I'm not sure if this has any bad interactions with projected tables.

Cloak dynamically suppresses columns based on auto-detection of XUIDs

Rather than have the admin configure the linked XUIDs, the cloak could do it. The idea here is that, for any given table with two or more UIDs, the cloak would examine each column to see if it is a linked XUID for one of the UIDs (like the offline tool mentioned above).

Once determined, the cloak operates as with configured UIDs and XUIDs above.

Failed Ideas

Randomize UID2

One idea was to randomize UID2 (in schema1), but otherwise allow it to be queried.

The benefit would have been that the analyst would be able to learn about relationships between users.
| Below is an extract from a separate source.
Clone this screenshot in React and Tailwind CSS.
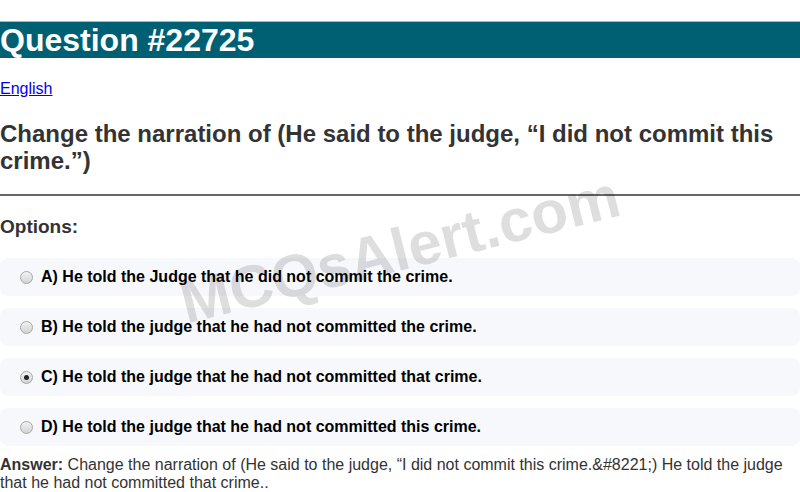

For instance, supposing that UID1 is the sender and UID2 is the recipient, an analyst would still be able to ask for instance "how many distinct recipients do senders have?", "how many distinct recipients above a transaction amount of $X?", and so on.

This doesn't work because one could establish a set of attributes for each random UID2 that would expose information about individual users like this:

SELECT col, UID2, count(*)
FROM table
GROUP BY 1,2

Don't display rather than delete

A second idea was to keep UID2 and XUID2 columns, but never allow the values themselves to be displayed. The benefit would have been that these columns could still be used in conditions. The problem is that an analyst could learn an arbitrary about about each user with queries like:

SELECT col, count(*)
FROM table
WHERE UID2 = uid
GROUP BY 1

LCF Checking on both UIDs

Another idea is, rather than configure linked XUID columns, to float both UIDs, do LCF checking on both UIDs, and only allow the row if both LCF checks say it is ok. This would automatically deal with any dangerous columns.

The problem here is that it hard to make work where there is an aggregate function that has GROUP BY UID. You'd have to prevent the GROUP BY from running in the DB and rather run it in the cloak. This would increase processing, not decrease as we are trying to do with no-uid.